Code that builds pages
+===+
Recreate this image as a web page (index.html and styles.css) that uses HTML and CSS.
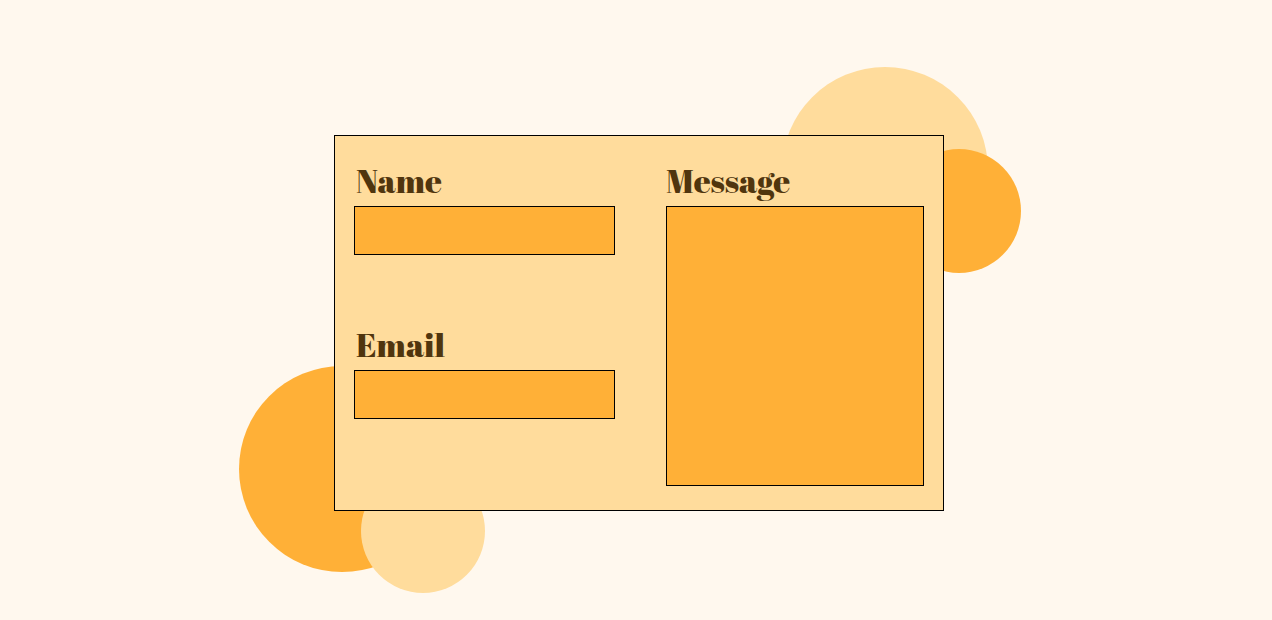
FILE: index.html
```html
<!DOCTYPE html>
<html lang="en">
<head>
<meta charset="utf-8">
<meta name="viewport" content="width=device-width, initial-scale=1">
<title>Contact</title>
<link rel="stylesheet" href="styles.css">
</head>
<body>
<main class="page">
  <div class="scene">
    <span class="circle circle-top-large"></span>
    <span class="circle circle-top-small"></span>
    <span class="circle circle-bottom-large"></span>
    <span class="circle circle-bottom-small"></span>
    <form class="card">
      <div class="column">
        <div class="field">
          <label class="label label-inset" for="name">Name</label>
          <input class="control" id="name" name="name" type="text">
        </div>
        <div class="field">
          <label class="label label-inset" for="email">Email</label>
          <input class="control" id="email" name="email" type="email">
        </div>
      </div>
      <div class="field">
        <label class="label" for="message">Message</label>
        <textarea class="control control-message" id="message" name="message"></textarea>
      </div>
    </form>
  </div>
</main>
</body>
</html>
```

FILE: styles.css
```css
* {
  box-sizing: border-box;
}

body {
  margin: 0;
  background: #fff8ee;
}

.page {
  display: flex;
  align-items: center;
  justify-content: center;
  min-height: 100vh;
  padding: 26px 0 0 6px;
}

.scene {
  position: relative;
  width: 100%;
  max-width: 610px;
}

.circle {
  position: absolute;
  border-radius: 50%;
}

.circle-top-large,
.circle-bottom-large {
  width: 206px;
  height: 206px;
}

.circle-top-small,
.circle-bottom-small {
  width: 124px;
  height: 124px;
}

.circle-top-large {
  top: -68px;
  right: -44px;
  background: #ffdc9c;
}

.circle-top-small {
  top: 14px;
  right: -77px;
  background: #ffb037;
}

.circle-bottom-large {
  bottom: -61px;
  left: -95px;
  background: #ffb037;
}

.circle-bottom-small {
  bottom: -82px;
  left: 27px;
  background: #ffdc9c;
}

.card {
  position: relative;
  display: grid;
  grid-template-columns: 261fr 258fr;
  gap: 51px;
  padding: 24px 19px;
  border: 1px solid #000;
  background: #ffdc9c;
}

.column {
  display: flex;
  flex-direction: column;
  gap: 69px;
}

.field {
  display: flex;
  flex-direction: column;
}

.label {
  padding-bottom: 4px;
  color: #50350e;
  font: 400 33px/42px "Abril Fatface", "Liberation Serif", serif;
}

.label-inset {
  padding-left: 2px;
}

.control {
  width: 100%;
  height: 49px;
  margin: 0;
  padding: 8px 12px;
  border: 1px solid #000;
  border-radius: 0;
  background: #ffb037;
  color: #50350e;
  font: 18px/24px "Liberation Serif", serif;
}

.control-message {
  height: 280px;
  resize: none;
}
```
+===+
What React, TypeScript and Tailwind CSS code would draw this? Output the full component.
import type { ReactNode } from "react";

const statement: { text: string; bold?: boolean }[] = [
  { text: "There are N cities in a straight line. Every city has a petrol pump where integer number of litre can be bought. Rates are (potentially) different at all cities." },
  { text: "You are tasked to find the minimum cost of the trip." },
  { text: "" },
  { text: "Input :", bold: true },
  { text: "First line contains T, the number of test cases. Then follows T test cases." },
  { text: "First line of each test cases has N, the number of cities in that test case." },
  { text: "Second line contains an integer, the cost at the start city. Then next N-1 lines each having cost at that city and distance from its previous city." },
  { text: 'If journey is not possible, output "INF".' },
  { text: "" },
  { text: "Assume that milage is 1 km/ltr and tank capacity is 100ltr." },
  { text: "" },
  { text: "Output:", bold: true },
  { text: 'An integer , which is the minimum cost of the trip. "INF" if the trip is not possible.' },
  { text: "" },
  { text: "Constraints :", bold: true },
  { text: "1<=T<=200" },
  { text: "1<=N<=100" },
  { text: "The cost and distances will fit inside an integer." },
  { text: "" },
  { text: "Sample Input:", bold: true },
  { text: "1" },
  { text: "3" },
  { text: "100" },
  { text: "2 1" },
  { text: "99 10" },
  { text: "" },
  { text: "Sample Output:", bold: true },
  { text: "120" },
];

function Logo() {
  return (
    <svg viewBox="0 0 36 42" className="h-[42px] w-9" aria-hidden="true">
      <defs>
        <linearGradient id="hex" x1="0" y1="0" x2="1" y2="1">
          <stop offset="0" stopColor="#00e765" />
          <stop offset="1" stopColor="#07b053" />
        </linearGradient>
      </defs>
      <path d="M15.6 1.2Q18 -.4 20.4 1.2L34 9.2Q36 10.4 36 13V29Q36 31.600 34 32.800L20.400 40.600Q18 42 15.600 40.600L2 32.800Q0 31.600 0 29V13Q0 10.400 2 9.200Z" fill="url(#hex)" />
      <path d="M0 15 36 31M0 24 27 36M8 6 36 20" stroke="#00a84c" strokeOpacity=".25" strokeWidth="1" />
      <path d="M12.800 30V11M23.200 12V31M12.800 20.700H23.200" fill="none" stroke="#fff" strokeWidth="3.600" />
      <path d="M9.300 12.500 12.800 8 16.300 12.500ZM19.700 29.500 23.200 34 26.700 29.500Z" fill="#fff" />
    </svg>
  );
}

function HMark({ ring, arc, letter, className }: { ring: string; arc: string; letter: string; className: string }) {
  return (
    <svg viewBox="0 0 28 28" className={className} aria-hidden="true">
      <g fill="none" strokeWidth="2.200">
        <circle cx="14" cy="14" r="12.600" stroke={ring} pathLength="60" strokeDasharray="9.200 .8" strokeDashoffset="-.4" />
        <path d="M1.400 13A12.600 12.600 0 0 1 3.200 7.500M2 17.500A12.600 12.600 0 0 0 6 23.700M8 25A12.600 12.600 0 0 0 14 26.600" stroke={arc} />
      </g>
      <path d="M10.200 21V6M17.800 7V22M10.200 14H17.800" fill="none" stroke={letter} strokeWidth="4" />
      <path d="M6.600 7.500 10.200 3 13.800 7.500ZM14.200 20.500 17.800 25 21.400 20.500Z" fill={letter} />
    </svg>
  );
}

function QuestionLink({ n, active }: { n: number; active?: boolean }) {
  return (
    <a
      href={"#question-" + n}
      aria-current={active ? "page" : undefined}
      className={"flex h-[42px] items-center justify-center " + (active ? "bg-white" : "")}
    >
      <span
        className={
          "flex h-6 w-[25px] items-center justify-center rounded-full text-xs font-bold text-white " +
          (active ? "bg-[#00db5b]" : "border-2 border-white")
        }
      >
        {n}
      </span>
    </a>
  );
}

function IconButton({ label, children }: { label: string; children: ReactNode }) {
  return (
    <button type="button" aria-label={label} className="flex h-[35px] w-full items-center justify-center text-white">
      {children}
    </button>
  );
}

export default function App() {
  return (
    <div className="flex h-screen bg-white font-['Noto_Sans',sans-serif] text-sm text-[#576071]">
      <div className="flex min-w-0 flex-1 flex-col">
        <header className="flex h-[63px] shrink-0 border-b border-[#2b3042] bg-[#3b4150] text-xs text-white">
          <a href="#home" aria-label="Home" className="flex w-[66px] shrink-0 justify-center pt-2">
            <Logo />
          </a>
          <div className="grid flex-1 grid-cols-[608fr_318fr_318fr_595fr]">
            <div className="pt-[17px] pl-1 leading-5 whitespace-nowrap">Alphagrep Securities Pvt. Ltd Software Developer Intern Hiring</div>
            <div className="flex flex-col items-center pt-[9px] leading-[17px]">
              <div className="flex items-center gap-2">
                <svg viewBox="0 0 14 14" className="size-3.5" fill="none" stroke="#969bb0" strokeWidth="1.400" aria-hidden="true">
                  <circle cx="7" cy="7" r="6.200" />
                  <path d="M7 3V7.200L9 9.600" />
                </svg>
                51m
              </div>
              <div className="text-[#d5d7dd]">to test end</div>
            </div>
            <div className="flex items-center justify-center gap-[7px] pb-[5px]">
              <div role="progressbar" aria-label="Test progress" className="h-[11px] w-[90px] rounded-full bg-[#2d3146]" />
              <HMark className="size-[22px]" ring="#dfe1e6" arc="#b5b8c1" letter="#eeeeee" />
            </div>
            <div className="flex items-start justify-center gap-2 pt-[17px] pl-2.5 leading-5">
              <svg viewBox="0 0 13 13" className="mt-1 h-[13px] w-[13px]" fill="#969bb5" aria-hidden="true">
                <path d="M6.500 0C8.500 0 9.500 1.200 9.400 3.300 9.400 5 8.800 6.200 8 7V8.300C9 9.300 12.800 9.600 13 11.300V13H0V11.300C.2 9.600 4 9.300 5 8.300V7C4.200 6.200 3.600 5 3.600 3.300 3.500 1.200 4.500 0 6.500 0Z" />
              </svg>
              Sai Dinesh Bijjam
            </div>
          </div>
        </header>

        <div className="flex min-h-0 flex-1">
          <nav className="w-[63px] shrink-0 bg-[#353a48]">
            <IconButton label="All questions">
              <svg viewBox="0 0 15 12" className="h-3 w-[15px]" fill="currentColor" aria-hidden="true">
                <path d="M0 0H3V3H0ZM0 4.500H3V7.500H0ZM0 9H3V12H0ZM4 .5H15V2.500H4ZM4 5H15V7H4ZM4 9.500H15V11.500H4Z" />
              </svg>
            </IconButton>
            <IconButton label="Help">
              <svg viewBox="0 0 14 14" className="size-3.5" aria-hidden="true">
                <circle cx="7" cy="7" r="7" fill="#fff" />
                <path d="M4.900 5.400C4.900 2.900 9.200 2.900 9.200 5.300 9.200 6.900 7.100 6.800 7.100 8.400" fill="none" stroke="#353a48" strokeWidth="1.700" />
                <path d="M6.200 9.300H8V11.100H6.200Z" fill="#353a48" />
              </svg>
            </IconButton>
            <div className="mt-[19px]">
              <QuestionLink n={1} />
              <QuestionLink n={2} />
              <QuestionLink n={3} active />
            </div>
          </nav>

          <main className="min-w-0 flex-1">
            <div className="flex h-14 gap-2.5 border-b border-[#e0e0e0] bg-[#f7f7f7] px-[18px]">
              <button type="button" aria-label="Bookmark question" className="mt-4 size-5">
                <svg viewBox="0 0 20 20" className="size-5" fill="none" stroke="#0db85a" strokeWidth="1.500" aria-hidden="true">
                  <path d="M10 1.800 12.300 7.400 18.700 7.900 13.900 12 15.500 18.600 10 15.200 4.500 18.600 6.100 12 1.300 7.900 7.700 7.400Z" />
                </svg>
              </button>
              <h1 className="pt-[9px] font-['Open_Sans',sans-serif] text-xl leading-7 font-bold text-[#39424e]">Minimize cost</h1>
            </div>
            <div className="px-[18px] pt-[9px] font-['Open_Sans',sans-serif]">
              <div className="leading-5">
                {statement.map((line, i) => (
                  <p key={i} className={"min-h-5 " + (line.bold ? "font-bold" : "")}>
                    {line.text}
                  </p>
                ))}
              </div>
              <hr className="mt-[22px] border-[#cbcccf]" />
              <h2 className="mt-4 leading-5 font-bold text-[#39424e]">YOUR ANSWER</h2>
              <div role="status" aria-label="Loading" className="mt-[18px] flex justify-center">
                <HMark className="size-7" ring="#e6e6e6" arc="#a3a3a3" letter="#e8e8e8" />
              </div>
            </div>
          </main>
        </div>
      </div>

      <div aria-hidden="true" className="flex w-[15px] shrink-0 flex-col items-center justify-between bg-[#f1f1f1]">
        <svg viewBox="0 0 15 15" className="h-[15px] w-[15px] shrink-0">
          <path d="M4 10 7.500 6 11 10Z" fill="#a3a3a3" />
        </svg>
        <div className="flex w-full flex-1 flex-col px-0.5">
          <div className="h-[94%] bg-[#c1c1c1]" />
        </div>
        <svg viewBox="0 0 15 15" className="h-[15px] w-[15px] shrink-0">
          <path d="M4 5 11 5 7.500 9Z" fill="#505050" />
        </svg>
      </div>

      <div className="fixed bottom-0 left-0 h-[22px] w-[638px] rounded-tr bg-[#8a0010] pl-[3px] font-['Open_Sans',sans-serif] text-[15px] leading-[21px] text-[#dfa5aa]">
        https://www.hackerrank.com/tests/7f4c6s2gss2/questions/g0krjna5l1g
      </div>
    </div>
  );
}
+===+
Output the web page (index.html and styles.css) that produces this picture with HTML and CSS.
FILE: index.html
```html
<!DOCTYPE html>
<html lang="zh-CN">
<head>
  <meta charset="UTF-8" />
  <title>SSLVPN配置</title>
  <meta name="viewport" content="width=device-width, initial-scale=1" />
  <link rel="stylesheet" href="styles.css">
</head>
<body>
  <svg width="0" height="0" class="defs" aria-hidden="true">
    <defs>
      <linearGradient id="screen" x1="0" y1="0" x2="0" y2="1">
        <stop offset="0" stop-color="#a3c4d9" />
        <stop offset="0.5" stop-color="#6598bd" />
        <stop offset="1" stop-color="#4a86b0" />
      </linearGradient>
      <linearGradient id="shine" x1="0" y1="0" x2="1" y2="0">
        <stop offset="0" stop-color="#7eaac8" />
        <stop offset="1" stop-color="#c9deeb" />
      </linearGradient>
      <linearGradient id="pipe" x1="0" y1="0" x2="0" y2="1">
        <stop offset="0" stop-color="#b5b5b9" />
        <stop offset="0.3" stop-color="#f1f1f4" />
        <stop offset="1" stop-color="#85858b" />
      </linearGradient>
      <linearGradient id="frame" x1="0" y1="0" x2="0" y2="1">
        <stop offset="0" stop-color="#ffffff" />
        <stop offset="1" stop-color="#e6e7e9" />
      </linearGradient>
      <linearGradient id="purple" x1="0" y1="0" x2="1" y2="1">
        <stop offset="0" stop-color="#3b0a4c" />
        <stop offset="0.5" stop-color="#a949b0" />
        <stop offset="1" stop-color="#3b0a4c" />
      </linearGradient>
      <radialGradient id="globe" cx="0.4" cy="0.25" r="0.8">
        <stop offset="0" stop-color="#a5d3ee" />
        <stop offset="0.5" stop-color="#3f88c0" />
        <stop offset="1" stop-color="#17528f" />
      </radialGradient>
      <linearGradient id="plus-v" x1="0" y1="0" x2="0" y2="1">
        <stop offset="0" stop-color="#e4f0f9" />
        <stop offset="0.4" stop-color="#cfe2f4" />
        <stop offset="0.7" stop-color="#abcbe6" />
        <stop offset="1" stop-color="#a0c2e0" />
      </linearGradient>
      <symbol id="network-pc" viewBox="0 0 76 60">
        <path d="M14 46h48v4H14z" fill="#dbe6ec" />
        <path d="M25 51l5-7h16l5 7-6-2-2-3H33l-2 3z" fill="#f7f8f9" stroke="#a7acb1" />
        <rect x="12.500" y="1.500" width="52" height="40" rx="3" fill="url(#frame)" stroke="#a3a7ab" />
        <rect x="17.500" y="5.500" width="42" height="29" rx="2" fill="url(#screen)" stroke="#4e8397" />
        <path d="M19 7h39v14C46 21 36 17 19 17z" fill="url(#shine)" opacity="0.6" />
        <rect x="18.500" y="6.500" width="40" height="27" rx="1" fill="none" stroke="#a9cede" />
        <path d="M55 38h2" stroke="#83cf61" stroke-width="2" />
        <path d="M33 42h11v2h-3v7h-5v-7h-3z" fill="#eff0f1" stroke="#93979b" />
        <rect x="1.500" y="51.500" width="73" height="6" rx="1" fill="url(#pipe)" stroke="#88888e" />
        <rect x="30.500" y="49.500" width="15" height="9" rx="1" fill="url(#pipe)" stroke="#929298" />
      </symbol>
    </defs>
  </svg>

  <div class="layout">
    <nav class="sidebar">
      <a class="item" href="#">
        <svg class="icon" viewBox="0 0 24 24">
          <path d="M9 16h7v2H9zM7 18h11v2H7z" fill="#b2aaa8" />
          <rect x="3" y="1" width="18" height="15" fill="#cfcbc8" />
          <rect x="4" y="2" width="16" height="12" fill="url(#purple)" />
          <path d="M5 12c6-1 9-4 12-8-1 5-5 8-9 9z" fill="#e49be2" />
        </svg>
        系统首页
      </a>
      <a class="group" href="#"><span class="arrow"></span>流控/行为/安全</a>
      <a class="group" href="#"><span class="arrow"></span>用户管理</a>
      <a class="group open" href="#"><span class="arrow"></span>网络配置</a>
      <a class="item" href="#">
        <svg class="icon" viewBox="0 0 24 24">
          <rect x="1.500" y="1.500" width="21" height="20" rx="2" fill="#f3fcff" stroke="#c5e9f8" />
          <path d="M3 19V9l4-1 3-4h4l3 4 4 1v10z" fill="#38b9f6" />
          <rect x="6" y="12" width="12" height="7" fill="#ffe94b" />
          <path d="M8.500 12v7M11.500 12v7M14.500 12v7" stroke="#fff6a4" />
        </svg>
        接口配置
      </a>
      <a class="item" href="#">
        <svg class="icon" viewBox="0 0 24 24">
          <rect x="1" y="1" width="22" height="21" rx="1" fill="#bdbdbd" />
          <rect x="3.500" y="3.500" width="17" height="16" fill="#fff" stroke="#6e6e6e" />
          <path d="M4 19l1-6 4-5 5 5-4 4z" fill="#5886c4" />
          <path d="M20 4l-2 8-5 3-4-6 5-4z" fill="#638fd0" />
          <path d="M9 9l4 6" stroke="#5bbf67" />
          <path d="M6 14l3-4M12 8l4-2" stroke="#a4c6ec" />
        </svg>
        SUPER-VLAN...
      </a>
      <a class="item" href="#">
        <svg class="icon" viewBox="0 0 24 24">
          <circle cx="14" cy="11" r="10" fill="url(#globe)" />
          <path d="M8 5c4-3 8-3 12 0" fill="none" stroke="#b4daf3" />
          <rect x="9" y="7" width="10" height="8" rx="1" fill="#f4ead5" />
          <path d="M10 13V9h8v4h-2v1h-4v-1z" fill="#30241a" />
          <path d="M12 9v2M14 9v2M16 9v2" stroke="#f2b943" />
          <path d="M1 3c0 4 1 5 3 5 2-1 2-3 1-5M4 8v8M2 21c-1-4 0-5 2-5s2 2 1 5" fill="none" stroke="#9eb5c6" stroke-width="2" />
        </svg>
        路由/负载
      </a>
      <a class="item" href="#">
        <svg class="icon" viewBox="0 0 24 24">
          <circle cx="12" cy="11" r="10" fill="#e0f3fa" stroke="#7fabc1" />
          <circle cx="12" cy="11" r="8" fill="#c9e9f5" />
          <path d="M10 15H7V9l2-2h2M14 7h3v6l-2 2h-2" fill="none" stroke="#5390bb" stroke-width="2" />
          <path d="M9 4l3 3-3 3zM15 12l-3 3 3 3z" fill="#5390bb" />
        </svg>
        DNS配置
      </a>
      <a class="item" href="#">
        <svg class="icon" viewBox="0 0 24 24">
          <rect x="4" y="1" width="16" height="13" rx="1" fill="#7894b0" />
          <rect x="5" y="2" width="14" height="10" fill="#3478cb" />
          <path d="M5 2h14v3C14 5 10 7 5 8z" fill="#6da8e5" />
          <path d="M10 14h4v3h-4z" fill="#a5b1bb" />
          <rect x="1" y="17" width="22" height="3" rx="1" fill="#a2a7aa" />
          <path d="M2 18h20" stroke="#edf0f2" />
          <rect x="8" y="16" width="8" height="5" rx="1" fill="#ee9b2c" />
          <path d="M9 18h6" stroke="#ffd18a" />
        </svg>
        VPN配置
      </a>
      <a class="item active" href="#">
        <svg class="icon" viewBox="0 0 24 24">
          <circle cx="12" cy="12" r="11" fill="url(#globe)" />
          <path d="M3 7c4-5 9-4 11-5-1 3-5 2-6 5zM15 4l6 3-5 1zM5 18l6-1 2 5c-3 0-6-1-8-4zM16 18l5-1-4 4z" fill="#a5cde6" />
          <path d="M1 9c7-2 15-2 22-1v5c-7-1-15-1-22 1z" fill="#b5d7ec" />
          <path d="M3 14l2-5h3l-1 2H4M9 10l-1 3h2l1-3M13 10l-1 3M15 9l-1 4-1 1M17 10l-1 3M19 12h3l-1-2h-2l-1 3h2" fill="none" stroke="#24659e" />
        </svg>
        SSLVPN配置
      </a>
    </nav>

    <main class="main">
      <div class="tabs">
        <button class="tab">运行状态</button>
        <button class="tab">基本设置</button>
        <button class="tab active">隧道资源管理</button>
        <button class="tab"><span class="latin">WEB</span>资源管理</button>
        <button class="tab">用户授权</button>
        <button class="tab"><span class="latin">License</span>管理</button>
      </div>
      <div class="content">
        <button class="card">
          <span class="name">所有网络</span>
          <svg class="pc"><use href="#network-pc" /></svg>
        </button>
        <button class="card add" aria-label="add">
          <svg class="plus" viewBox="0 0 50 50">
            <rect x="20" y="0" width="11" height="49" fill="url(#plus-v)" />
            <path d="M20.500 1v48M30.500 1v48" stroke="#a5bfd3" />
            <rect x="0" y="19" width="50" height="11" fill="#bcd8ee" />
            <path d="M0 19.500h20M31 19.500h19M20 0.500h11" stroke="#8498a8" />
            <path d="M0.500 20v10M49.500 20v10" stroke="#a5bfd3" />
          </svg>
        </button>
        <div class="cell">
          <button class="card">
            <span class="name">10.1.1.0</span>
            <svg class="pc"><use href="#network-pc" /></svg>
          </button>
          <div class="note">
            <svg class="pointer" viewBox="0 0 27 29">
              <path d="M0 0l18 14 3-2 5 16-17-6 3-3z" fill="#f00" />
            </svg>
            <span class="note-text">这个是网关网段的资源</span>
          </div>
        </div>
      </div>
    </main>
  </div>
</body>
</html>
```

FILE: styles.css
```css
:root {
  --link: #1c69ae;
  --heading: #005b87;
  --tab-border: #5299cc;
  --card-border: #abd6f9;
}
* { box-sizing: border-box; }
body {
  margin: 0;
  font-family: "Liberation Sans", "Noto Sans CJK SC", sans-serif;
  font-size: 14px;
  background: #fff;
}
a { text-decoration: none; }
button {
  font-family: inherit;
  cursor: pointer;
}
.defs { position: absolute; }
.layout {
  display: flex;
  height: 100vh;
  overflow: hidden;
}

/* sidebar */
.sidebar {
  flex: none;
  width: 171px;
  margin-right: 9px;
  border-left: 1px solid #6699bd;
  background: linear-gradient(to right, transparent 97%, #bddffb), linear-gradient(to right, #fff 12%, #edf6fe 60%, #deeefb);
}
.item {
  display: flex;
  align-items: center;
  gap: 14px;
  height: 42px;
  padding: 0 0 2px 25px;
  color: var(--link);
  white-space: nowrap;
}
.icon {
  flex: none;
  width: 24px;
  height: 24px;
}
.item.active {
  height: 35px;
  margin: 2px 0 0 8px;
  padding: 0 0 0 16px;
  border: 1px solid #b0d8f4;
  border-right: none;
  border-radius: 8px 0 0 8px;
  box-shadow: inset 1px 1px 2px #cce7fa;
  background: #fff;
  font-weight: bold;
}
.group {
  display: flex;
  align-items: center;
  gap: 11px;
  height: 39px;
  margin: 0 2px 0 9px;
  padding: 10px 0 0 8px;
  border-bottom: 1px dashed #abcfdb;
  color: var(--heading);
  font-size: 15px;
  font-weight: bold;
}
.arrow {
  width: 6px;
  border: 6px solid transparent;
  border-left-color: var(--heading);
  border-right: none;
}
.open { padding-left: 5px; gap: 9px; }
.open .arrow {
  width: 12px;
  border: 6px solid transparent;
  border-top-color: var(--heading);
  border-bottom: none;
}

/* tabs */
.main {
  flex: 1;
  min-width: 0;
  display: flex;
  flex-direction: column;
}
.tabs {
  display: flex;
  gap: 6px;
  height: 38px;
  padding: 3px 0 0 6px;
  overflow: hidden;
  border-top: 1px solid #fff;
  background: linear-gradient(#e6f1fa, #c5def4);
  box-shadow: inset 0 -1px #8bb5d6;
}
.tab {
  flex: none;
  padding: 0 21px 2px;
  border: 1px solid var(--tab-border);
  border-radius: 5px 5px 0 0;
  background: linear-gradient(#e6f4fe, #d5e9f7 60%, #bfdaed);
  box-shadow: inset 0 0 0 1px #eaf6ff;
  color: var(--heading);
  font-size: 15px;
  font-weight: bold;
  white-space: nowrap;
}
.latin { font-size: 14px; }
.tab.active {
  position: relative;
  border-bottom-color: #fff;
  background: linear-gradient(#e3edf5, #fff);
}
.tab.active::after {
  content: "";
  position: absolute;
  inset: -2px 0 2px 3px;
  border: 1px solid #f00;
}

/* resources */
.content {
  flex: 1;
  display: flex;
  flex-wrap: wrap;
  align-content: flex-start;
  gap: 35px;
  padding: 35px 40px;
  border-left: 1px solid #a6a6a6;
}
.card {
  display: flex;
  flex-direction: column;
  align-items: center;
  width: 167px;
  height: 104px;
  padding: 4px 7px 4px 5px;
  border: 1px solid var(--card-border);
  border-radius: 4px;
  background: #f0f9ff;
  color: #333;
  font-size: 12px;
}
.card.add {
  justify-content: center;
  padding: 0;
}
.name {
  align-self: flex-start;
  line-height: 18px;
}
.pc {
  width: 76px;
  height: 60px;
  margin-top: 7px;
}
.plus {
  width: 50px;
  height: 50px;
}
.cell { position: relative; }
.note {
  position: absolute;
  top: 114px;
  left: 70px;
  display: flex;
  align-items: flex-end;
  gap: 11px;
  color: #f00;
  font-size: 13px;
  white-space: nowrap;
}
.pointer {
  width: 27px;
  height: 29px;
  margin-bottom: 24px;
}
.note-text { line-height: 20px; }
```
+===+
### Your instructions
Give the number of lines in the records that contain the string "index", and nothing besides.

### Full answer
4